Richard, I've been using manual flash and triggers for years, but never TTL. Are YN-622s TTL triggers?
 
What's the advantage of these over just using the pop-up or an on camera speedlight? I just want to experiment on a tight budget.
 
Okay, Google did the job. It removes the line of site issue by converting your signal to radio waves. Very handy.
 
Okay, Google did the job. It removes the line of site issue by converting your signal to radio waves. Very handy.

Pretty much essential for reliable working in daylight, or even working at all in bright sun.
 
What's the advantage of these over just using the pop-up or an on camera speedlight? I just want to experiment on a tight budget.
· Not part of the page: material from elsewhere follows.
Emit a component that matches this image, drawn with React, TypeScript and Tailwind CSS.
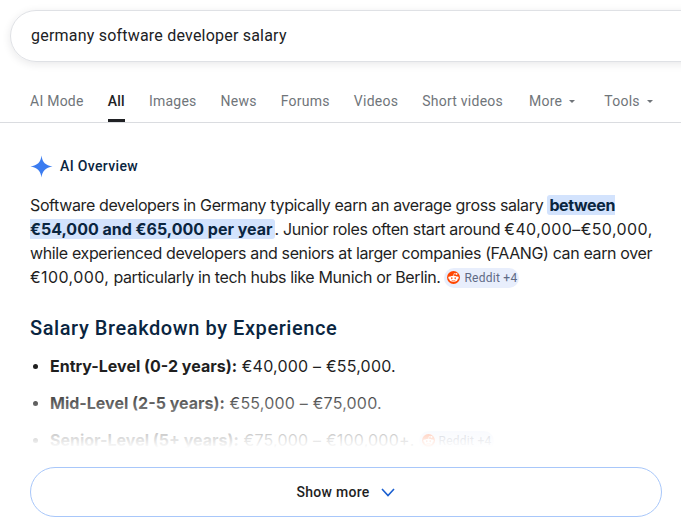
const tabs = ["AI Mode", "All", "Images", "News", "Forums", "Videos", "Short videos"]

function Caret() {
  return <span className="ml-[7px] mt-[1px] h-0 w-0 border-x-[3px] border-t-[3px] border-x-transparent border-t-[#70757a]" />
}

function RedditIcon() {
  return (
    <svg width="13" height="13" viewBox="0 0 20 20" className="shrink-0">
      <circle cx="10" cy="10" r="10" fill="#ff4500" />
      <ellipse cx="10" cy="12" rx="6.6" ry="4.6" fill="#fff" />
      <circle cx="3.8" cy="10.2" r="1.8" fill="#fff" />
      <circle cx="16.2" cy="10.2" r="1.8" fill="#fff" />
      <circle cx="7.4" cy="11" r="1.2" fill="#ff4500" />
      <circle cx="12.6" cy="11" r="1.2" fill="#ff4500" />
      <path d="M7 14c1.8 1.2 4.200 1.200 6 0" fill="none" stroke="#ff4500" strokeWidth="1" />
      <path d="M10 7.500 11 3.800l3 .7" fill="none" stroke="#fff" strokeWidth="1" />
      <circle cx="14.800" cy="4.500" r="1.300" fill="#fff" />
    </svg>
  )
}

function Chip() {
  return (
    <span className="ml-[4px] inline-flex h-[20px] w-[75px] items-center gap-[4px] rounded-full bg-[#e8eefc] pl-[3px] align-[-1px] font-['Roboto',sans-serif] text-[12px] leading-none tracking-[0.25px] text-[#5f6a85]">
      <RedditIcon />
      Reddit +4
    </span>
  )
}

export default function App() {
  return (
    <div className="h-[527px] w-[681px] overflow-hidden bg-white font-['Roboto',sans-serif]">
      <div className="pl-[10px] pt-[10px]">
        <div className="flex h-[52px] w-[720px] items-center rounded-l-[26px] border border-[#dfe1e5] pl-[20px] text-[16px] tracking-[0.21px] text-[#202124] shadow-[0_2px_8px_rgba(32,33,36,0.1)]">
          germany software developer salary
        </div>
      </div>

      <nav className="mt-[12px] flex h-[49px] items-center border-b border-[#dadce0] pl-[30px] pt-[6px] text-[14px] tracking-[0.25px] text-[#70757a]">
        {tabs.map((tab) => (
          <span
            key={tab}
            className={
              tab === "All"
                ? "relative mr-[24px] flex h-full items-center font-medium text-[#202124] after:absolute after:bottom-0 after:left-0 after:h-[3px] after:w-full after:bg-[#202124]"
                : "mr-[24px] flex h-full items-center"
            }
          >
            {tab}
          </span>
        ))}
        <span className="ml-[2px] flex items-center">More<Caret /></span>
        <span className="ml-[29px] flex items-center">Tools<Caret /></span>
      </nav>

      <main className="relative pl-[30px] pr-[20px] pt-[28px]">
        <div className="flex h-[30px] items-center gap-[7px] pt-[1px]">
          <svg width="23" height="23" viewBox="0 0 24 24" className="shrink-0">
            <path d="M12 0.500C12.800 7.400 16.300 11 23.500 12 16.300 13 12.800 16.600 12 23.500 11.200 16.600 7.700 13 0.500 12 7.700 11 11.200 7.400 12 0.500Z" fill="#3b7cf0" />
          </svg>
          <span className="text-[14px] font-medium tracking-[0.35px] text-[#0a2540]">AI Overview</span>
        </div>

        <p className="mt-[12px] font-['Inter',sans-serif] text-[16px] leading-[24px] tracking-[-0.37px] text-[#1f1f1f]">
          Software developers in Germany typically earn an average gross salary{" "}
          <mark className="rounded-[3px] bg-[#d3e3fd] px-[2px] font-bold text-[#0a2540]">
            between <span className="tracking-[0px]">€54,000 and €65,000 per year</span>
          </mark>
          . Junior roles often start around <span className="whitespace-nowrap tracking-[0.4px]">€40,000–€50,000,</span> while experienced developers and seniors at larger companies (FAANG) can earn over <span className="tracking-[0.4px]">€100,000,</span> particularly in tech hubs like Munich or Berlin.
          <Chip />
        </p>

        <h2 className="mt-[25px] text-[20px] leading-[28px] font-medium tracking-[0.58px] text-[#0a2540]">
          Salary Breakdown by Experience
        </h2>

        <ul className="mt-[12px] flex flex-col gap-[13px] pl-[20px] font-['Inter',sans-serif] text-[16px] leading-[24px] tracking-[0.2px] text-[#1f1f1f]">
          <li className="relative before:absolute before:left-[-17px] before:top-[10px] before:h-[5px] before:w-[5px] before:rounded-full before:bg-[#1f1f1f]">
            <b className="tracking-[0px]">Entry-Level (0-2 years):</b> €40,000 – €55,000.
          </li>
          <li className="relative before:absolute before:left-[-17px] before:top-[10px] before:h-[5px] before:w-[5px] before:rounded-full before:bg-[#1f1f1f]">
            <b className="tracking-[0px]">Mid-Level (2-5 years):</b> €55,000 – €75,000.
          </li>
          <li className="relative before:absolute before:left-[-17px] before:top-[10px] before:h-[5px] before:w-[5px] before:rounded-full before:bg-[#1f1f1f]">
            <b className="tracking-[0px]">Senior-Level (5+ years):</b> €75,000 – €100,000+.
            <Chip />
          </li>
        </ul>

        <div className="absolute inset-x-0 top-[262px] h-[70px] bg-gradient-to-b from-white/0 to-white to-90%" />
        <button className="absolute left-[30px] top-[344px] flex h-[50px] w-[632px] items-center justify-center gap-[10px] rounded-full border border-[#a8c7fa] bg-white text-[14px] font-medium tracking-[0.3px] text-[#1f1f1f]">
          Show more
          <svg width="16" height="16" viewBox="0 0 16 16" fill="none" stroke="#1a5fd0" strokeWidth="1.600">
            <path d="M2 5l6 6.500L14 5" />
          </svg>
        </button>
      </main>
    </div>
  )
}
Also, with the TX controller, you leave the flashes in TTL, but can control them manually from the TX controller, so can either transmit using TTL, or manually adjust exposure and zoom, from the controller on the camera.
 
Also, with the TX controller, you leave the flashes in TTL, but can control them manually from the TX controller, so can either transmit using TTL, or manually adjust exposure and zoom, from the controller on the camera.
Cool.
 
I have a few sheets of coloured stuff that @Denyerec sent me a while back.

Initial thoughts are it's ok. Seems to be easy enough to work. The manual is in Chinglish though so some of it takes a while to work out what it's going on about. Not done any proper shots yet though.
 
I have a few sheets of coloured stuff that @Denyerec sent me a while back.

Initial thoughts are it's ok. Seems to be easy enough to work. The manual is in Chinglish though so some of it takes a while to work out what it's going on about. Not done any proper shots yet though.
So, what are your thoughts so far, mate?
 
Only had a quick blast with it mate but it seems to do everything i expected it to. (TTL)

Seems to be made well enough but then again I've never owned an OEM flash. I've had Mieke and Yongnuo and it's of a similar grade imo.

Will try and give it more of a run out this weekend and get back to you. Quite happy for £40 though.
 
Good stuff. As long as the output is consistent I'm in.